The main reason I devised snoap is to address this distinction in a way that was appropriate for my work environment at the time:

This thread has gone very deep into packaging with native and/or compiled dependencies. I think that’s totally valid because of you pull at any string in a Python environment, you’ll probably hit that stuff sooner or later. However, I’m not sure if the users who answered the survey were really thinking in those terms. I’d guess (and it is a guess, could be way out) that most respondents are not wrestling with those issues on a day to day basis.
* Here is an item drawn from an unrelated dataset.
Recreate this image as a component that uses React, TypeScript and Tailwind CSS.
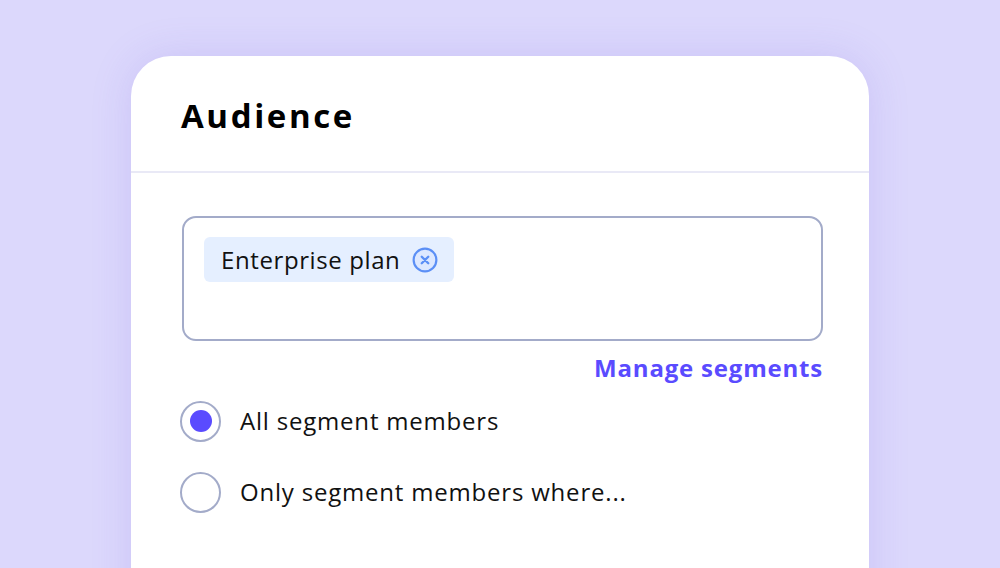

They are probably more bothered by nagging doubts like “if I use Hatch and my colleague uses Poetry, can we collaborate on a project?” or “I want to share this useful utility that I wrote in Python with my non-technical colleagues, but it has external depencies and I’m dreading having to talk them through how to create a virtual environment” or “is it best practice to set a maximum version of dependencies in pyproject.toml or not” or “I really feel like I should know what setup.py is as I see it all over the place but I’ve never needed one”

This isn’t to say low-level packaging is not the root of some of these issues, but it would be useful to have a clearer breakdown of exactly what user experience is driving the desire for unification, what those users mean by unification, and how they think it would solve their problems.